On the formulation of energy conservation in the eeKdV equation

Abstract

The Korteweg-de Vries (KdV) equation is a well-known model equation for unidirectional shallow-water (long) surface waves. The equation includes dispersion and weak non-linearity. The derivation of the equation originates in assuming that the velocity potential takes the form of an asymptotic expansion, and applying this in the classical surface wave problem. While a typical assumption on the relative size of non-dimensional key parameters introduced in the derivation will give the KdV equation as a final result, one can change the assumption on the relative size of parameters, and end up with an equation including terms in higher orders in desired parameters. The present article presents the derivation of an extended form referred to as the eeKdV equation.Information regarding various properties of the flow can be found by studying the derivation of the eeKdV equation itself, and some of the relations found can be used for studying the energy balance of a system modeled by the equation.
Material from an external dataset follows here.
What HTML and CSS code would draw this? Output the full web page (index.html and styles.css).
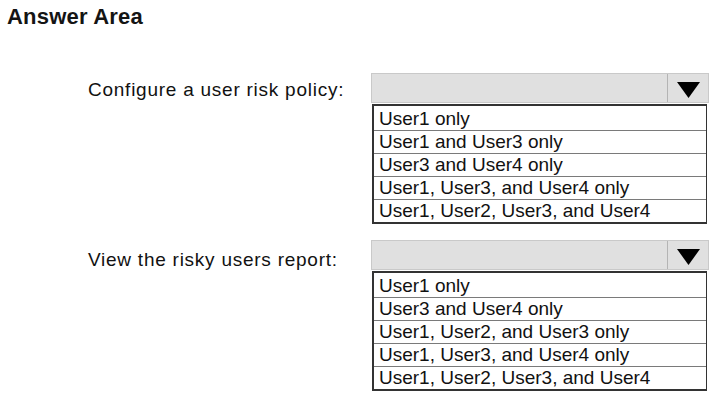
FILE: index.html
```html
<!DOCTYPE html>
<html lang="en">
<head>
<meta charset="utf-8">
<title>Answer Area</title>
<link rel="stylesheet" href="styles.css">
</head>
<body>
<div class="page">
  <h1 class="title">Answer Area</h1>

  <div class="section">
    <div class="label">Configure a user risk policy:</div>
    <div class="dropdown">
      <div class="dd-head">
        <div class="dd-field"></div>
        <div class="dd-btn">
          <svg width="23" height="16" viewBox="0 0 23 16"><polygon points="0,0 23,0 11.5,16" fill="#000"/></svg>
        </div>
      </div>
      <div class="dd-list">
        <div class="dd-item">User1 only</div>
        <div class="dd-item">User1 and User3 only</div>
        <div class="dd-item">User3 and User4 only</div>
        <div class="dd-item">User1, User3, and User4 only</div>
        <div class="dd-item">User1, User2, User3, and User4</div>
      </div>
    </div>
  </div>

  <div class="section">
    <div class="label label-low">View the risky users report:</div>
    <div class="dropdown">
      <div class="dd-head">
        <div class="dd-field"></div>
        <div class="dd-btn">
          <svg width="23" height="16" viewBox="0 0 23 16"><polygon points="0,0 23,0 11.5,16" fill="#000"/></svg>
        </div>
      </div>
      <div class="dd-list">
        <div class="dd-item">User1 only</div>
        <div class="dd-item">User3 and User4 only</div>
        <div class="dd-item">User1, User2, and User3 only</div>
        <div class="dd-item">User1, User3, and User4 only</div>
        <div class="dd-item">User1, User2, User3, and User4</div>
      </div>
    </div>
  </div>
</div>
</body>
</html>
```
FILE: styles.css
```css
html, body {
  margin: 0;
  padding: 0;
  background: #ffffff;
}

body {
  font-family: "Liberation Sans", Arial, sans-serif;
  color: #111111;
}

.page {
  width: 719px;
  height: 404px;
  overflow: hidden;
}

.title {
  margin: 0 0 0 7px;
  padding-top: 4px;
  font-size: 22px;
  line-height: 26px;
  font-weight: 700;
  letter-spacing: 0.2px;
  color: #141414;
}

.section {
  display: grid;
  grid-template-columns: 284px 338px;
  margin-left: 88px;
  margin-top: 16px;
}

.title + .section {
  margin-top: 43px;
}

.label {
  font-size: 19px;
  line-height: 22px;
  letter-spacing: 0.75px;
  padding-top: 6px;
  white-space: nowrap;
}

.label-low {
  padding-top: 9px;
}

.dropdown {
  display: flex;
  flex-direction: column;
}

.dd-head {
  display: flex;
  box-sizing: border-box;
  width: 338px;
  height: 30px;
  margin-left: -1px;
  border: 1px solid #c9c9c9;
  background: #e0e0e0;
}

.dd-field {
  flex: 1;
}

.dd-btn {
  width: 41px;
  border-left: 1px solid #b4b4b4;
  display: flex;
  justify-content: center;
  padding-top: 8px;
  box-sizing: border-box;
}

.dd-list {
  box-sizing: border-box;
  width: 335px;
  margin-top: 1px;
  border: 2px solid #333333;
  border-right-width: 1.5px;
  background: #ffffff;
}

.dd-item {
  font-size: 19px;
  line-height: 22px;
  padding-left: 5px;
  border-top: 1px solid #7a7a7a;
  white-space: nowrap;
  color: #111111;
}

.dd-item:first-child {
  border-top: none;
  padding-top: 2px;
}
```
In line with previous work for the KdV equation, we present here corresponding formulations of energy balance laws for an inertial reference frame, in context of the eeKdV equation. We also present a partial verification of the KdV and eeKdV energy flux expressions by looking at a far-field, uniform flow situation, as well as performing a numerical study to confirm the assumed behaviour of the error in the eeKdV energy equation in the context of a undular bore flow setup. Further, conserved integrals for the eeKdV equation are presented and numerically checked.